Dataset extract:
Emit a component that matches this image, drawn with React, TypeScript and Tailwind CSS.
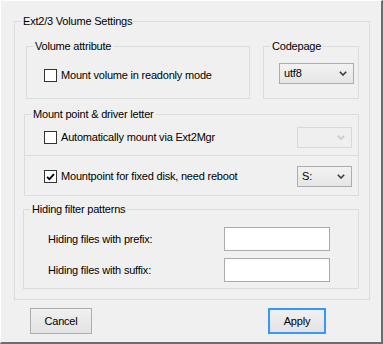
import React from "react";

function Chevron({ disabled }: { disabled?: boolean }) {
  return (
    <svg width="8" height="5" viewBox="0 0 8 5" className="shrink-0">
      <path
        d="M0.8 0.8 L4 4 L7.2 0.8"
        fill="none"
        stroke={disabled ? "#c8c8c8" : "#3c3c3c"}
        strokeWidth="1.6"
      />
    </svg>
  );
}

function Combo({ value, disabled, width }: { value?: string; disabled?: boolean; width: string }) {
  return (
    <div
      className={`flex h-[21px] shrink-0 items-center justify-between border pl-[4px] pr-[6px] ${width} ${
        disabled
          ? "border-[#d9d9d9] bg-[#efefef]"
          : "border-[#adadad] bg-linear-to-b from-[#f2f2f2] to-[#e6e6e6]"
      }`}
    >
      <span>{value}</span>
      <Chevron disabled={disabled} />
    </div>
  );
}

function Check({ checked, label }: { checked?: boolean; label: string }) {
  return (
    <label className="flex items-center gap-[4px]">
      <span className="flex h-[13px] w-[13px] shrink-0 items-center justify-center border border-[#333333] bg-white">
        {checked && (
          <svg width="9" height="8" viewBox="0 0 9 8">
            <path d="M1 3.8 L3.4 6.2 L8 1.2" fill="none" stroke="#000" strokeWidth="1.8" />
          </svg>
        )}
      </span>
      <span>{label}</span>
    </label>
  );
}

const Legend = ({ children }: { children: React.ReactNode }) => (
  <legend className="ml-[6px] px-[2px] leading-[14px]">{children}</legend>
);

export default function App() {
  return (
    <div className="h-[344px] w-[383px] border-t border-l border-r-2 border-b-2 border-t-white border-l-white border-r-[#6d6d6d] border-b-[#6d6d6d] bg-[#f0f0f0] pt-[13px] pr-[11px] pl-[13px] font-['Liberation_Sans',Arial,sans-serif] text-[11px] tracking-[-0.2px] text-black">
      <fieldset className="border border-[#dcdcdc] pb-[10px]">
        <Legend>Ext2/3 Volume Settings</Legend>

        <div className="mt-[11px] mr-[10px] ml-[11px] flex gap-[13px]">
          <fieldset className="flex-1 border border-[#dcdcdc]">
            <Legend>Volume attribute</Legend>
            <div className="pt-[14px] pl-[17px]">
              <Check label="Mount volume in readonly mode" />
            </div>
          </fieldset>
          <fieldset className="w-[96px] border border-[#dcdcdc]">
            <Legend>Codepage</Legend>
            <div className="pt-[10px] pb-[14px] pl-[15px]">
              <Combo value="utf8" width="w-[75px]" />
            </div>
          </fieldset>
        </div>

        <fieldset className="mt-[8px] mr-[10px] ml-[9px] border border-[#dcdcdc]">
          <Legend>Mount point &amp; driver letter</Legend>
          <div className="flex items-center justify-between pt-[6px] pr-[6px] pb-[7px] pl-[19px]">
            <Check label="Automatically mount via Ext2Mgr" />
            <Combo disabled width="w-[55px]" />
          </div>
          <div className="border-t border-[#dcdcdc]" />
          <div className="flex items-center justify-between pt-[10px] pr-[6px] pb-[8px] pl-[19px]">
            <Check checked label="Mountpoint for fixed disk, need reboot" />
            <Combo value="S:" width="w-[55px]" />
          </div>
        </fieldset>

        <fieldset className="mt-[6px] mr-[10px] ml-[8px] border border-[#dcdcdc]">
          <Legend>Hiding filter patterns</Legend>
          <div className="flex flex-col gap-[7px] pt-[11px] pb-[6px]">
            <div className="flex items-center justify-between pr-[28px] pl-[24px]">
              <span>Hiding files with prefix:</span>
              <input className="h-[24px] w-[106px] border border-[#ababab] bg-white outline-none" />
            </div>
            <div className="flex items-center justify-between pr-[28px] pl-[24px]">
              <span>Hiding files with suffix:</span>
              <input className="h-[24px] w-[106px] border border-[#ababab] bg-white outline-none" />
            </div>
          </div>
        </fieldset>
      </fieldset>

      <div className="mt-[8px] flex justify-between">
        <button className="ml-[16px] h-[26px] w-[62px] border border-[#adadad] bg-linear-to-b from-[#f0f0f0] to-[#e3e3e3]">
          Cancel
        </button>
        <button className="mr-[44px] h-[26px] w-[58px] border-2 border-[#3399ff] bg-linear-to-b from-[#f0f0f0] to-[#e3e3e3]">
          Apply
        </button>
      </div>
    </div>
  );
}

Task:
Leave the pictures out and output the rest of the listing exactly.

Output for this task:
Emit a component that matches this image, drawn with React, TypeScript and Tailwind CSS.
import React from "react";

function Chevron({ disabled }: { disabled?: boolean }) {
  return (
    <svg width="8" height="5" viewBox="0 0 8 5" className="shrink-0">
      <path
        d="M0.8 0.8 L4 4 L7.2 0.8"
        fill="none"
        stroke={disabled ? "#c8c8c8" : "#3c3c3c"}
        strokeWidth="1.6"
      />
    </svg>
  );
}

function Combo({ value, disabled, width }: { value?: string; disabled?: boolean; width: string }) {
  return (
    <div
      className={`flex h-[21px] shrink-0 items-center justify-between border pl-[4px] pr-[6px] ${width} ${
        disabled
          ? "border-[#d9d9d9] bg-[#efefef]"
          : "border-[#adadad] bg-linear-to-b from-[#f2f2f2] to-[#e6e6e6]"
      }`}
    >
      <span>{value}</span>
      <Chevron disabled={disabled} />
    </div>
  );
}

function Check({ checked, label }: { checked?: boolean; label: string }) {
  return (
    <label className="flex items-center gap-[4px]">
      <span className="flex h-[13px] w-[13px] shrink-0 items-center justify-center border border-[#333333] bg-white">
        {checked && (
          <svg width="9" height="8" viewBox="0 0 9 8">
            <path d="M1 3.8 L3.4 6.2 L8 1.2" fill="none" stroke="#000" strokeWidth="1.8" />
          </svg>
        )}
      </span>
      <span>{label}</span>
    </label>
  );
}

const Legend = ({ children }: { children: React.ReactNode }) => (
  <legend className="ml-[6px] px-[2px] leading-[14px]">{children}</legend>
);

export default function App() {
  return (
    <div className="h-[344px] w-[383px] border-t border-l border-r-2 border-b-2 border-t-white border-l-white border-r-[#6d6d6d] border-b-[#6d6d6d] bg-[#f0f0f0] pt-[13px] pr-[11px] pl-[13px] font-['Liberation_Sans',Arial,sans-serif] text-[11px] tracking-[-0.2px] text-black">
      <fieldset className="border border-[#dcdcdc] pb-[10px]">
        <Legend>Ext2/3 Volume Settings</Legend>

        <div className="mt-[11px] mr-[10px] ml-[11px] flex gap-[13px]">
          <fieldset className="flex-1 border border-[#dcdcdc]">
            <Legend>Volume attribute</Legend>
            <div className="pt-[14px] pl-[17px]">
              <Check label="Mount volume in readonly mode" />
            </div>
          </fieldset>
          <fieldset className="w-[96px] border border-[#dcdcdc]">
            <Legend>Codepage</Legend>
            <div className="pt-[10px] pb-[14px] pl-[15px]">
              <Combo value="utf8" width="w-[75px]" />
            </div>
          </fieldset>
        </div>

        <fieldset className="mt-[8px] mr-[10px] ml-[9px] border border-[#dcdcdc]">
          <Legend>Mount point &amp; driver letter</Legend>
          <div className="flex items-center justify-between pt-[6px] pr-[6px] pb-[7px] pl-[19px]">
            <Check label="Automatically mount via Ext2Mgr" />
            <Combo disabled width="w-[55px]" />
          </div>
          <div className="border-t border-[#dcdcdc]" />
          <div className="flex items-center justify-between pt-[10px] pr-[6px] pb-[8px] pl-[19px]">
            <Check checked label="Mountpoint for fixed disk, need reboot" />
            <Combo value="S:" width="w-[55px]" />
          </div>
        </fieldset>

        <fieldset className="mt-[6px] mr-[10px] ml-[8px] border border-[#dcdcdc]">
          <Legend>Hiding filter patterns</Legend>
          <div className="flex flex-col gap-[7px] pt-[11px] pb-[6px]">
            <div className="flex items-center justify-between pr-[28px] pl-[24px]">
              <span>Hiding files with prefix:</span>
              <input className="h-[24px] w-[106px] border border-[#ababab] bg-white outline-none" />
            </div>
            <div className="flex items-center justify-between pr-[28px] pl-[24px]">
              <span>Hiding files with suffix:</span>
              <input className="h-[24px] w-[106px] border border-[#ababab] bg-white outline-none" />
            </div>
          </div>
        </fieldset>
      </fieldset>

      <div className="mt-[8px] flex justify-between">
        <button className="ml-[16px] h-[26px] w-[62px] border border-[#adadad] bg-linear-to-b from-[#f0f0f0] to-[#e3e3e3]">
          Cancel
        </button>
        <button className="mr-[44px] h-[26px] w-[58px] border-2 border-[#3399ff] bg-linear-to-b from-[#f0f0f0] to-[#e3e3e3]">
          Apply
        </button>
      </div>
    </div>
  );
}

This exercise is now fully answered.